In the land of Muong Lo - Nghia Lo today, the heritage of 6 ancient xoe dances has been introduced in all schools according to the “happy school” model. Heritage vitality is being preserved and nurtured every day. In particular, for Resolution No. 10 of the People’s Council of Yen Bai province on tourism development, Thai xoe is gradually becoming an asset and core value that awakens the potential of the western land of Yen Bai province. Xoe art was born by Thai people, raised by Thai people, and became a world heritage, but the value of that heritage does not stop at cultural and spiritual art. Still, it must be raised into national pride, brought back to life and bring economic value to the community.
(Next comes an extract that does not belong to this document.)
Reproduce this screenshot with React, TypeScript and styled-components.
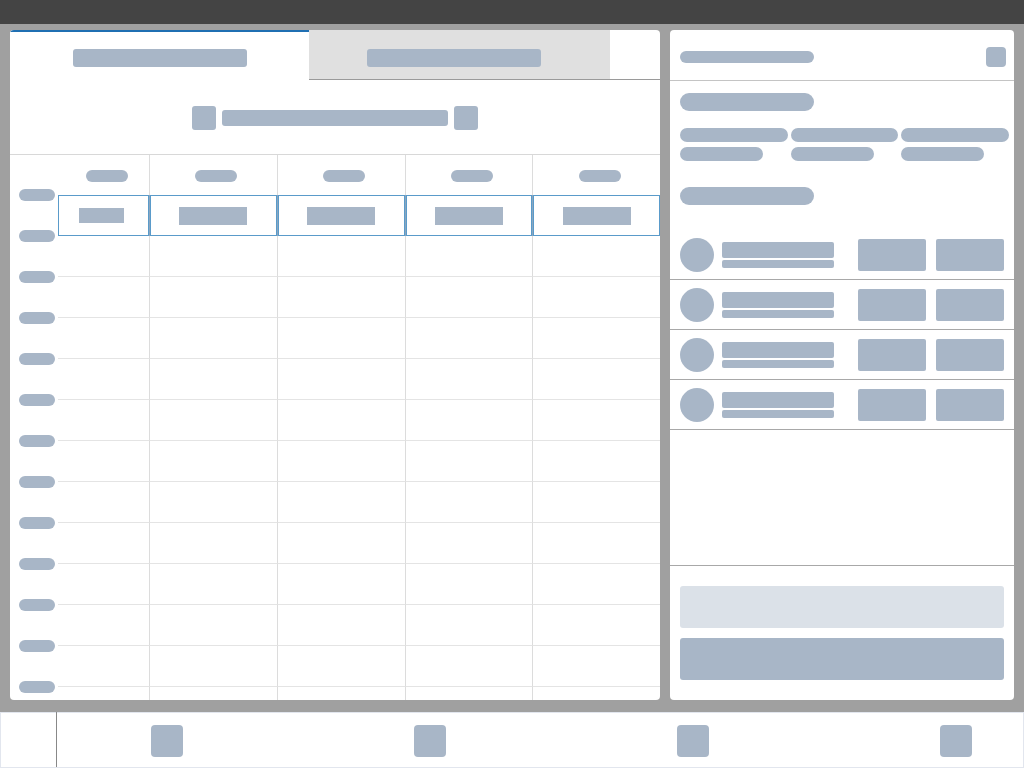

Mr. Dinh Anh Tuan, Head of the Culture and Information Department of Nghia Lo town, states: “Many years ago, Nghia Lo was among the seven districts and towns in the country designated by the central government as a site to build district and regional cultural units. In the future, Nghia Lo will be a cultural and tourist town, becoming an economic, cultural, commercial, service, and tourism center of the western region of Yen Bai province. To realize development goals, the Thai xoe artistic heritage is the greatest value. Today, Nghia Lo people promote unique cultural values for tourism, especially introducing Thai xoe art to tourists.
I follow Mr. Tuan to the Nghia Loi and Nghia An areas, the first two communes in Nghia Lo town, to build community tourism models. The peaceful villages of the Thai people are pristine, with old stilt houses along streams and fields. Head of the Culture and Information Department of Nghia Lo town shares that in recent years, community tourism models in Nghia Lo have often cooperated with folk music crews to perform the xoe art for tourist service. Each performance crew has 5 to 7 members, mainly performing folk cultural performances and indispensable performing the ancient art of xoe.
This heritage is gradually becoming an asset, sustaining Nghia Lo’s identity and happiness.